I don’t mean to sound fuzzy, but I can’t think of any other way to say it. Logos is an absolute contradiction of dao.
Mas and Tent,
Not at all. I am addressing it as a completely fluid concept, absent of anything concrete at all – that is the point. I think you are both projecting what you think I am saying onto what I am saying.
Ucci,
Wouldn’t you know . . . I agree with what you said about the absence of a hypostasis in Chinese thought and I do agree that is a good source of divergence. Your post reminded me of something I read the other day so I went to the library and the book is missing! Terribly confusing, I mean, who is gonna grab a book on Confucianism?
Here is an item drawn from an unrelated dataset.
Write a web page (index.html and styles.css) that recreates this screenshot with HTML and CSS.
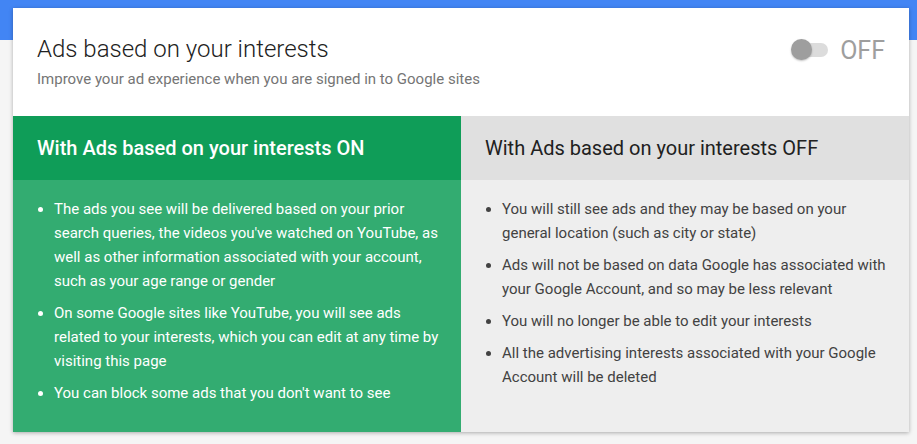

Seriously. . .
Gimme some time to further process the info and I’ll see what I can do free-hand. So far it has introduced me to Sabellianism, which I think offers a very good language for discussing certain concepts.
Xunzi, in most areas I defer to your knowledge as being superior, but in this case, sorry my friend, your perspective stands against the totality of the ideology.
It happens when concepts are taken out of context in order to make them fit a meaning they are not intended for, in any manner.
You are taking yin/yang … which are inseparable, and attempting to make the square peg fit the round hole of logos/ergon. They aren’t similar. There is no agency assigned to yin/yang, logos/ergon there most definitely is due to the cultural pretext of who from and how the concepts were formed.
There is no modality of Dao, it simply “is”. Anything antecedent to “is”, is error of incomplete perspective. Spend some time with Yuan Dao, then it becomes precisely clear.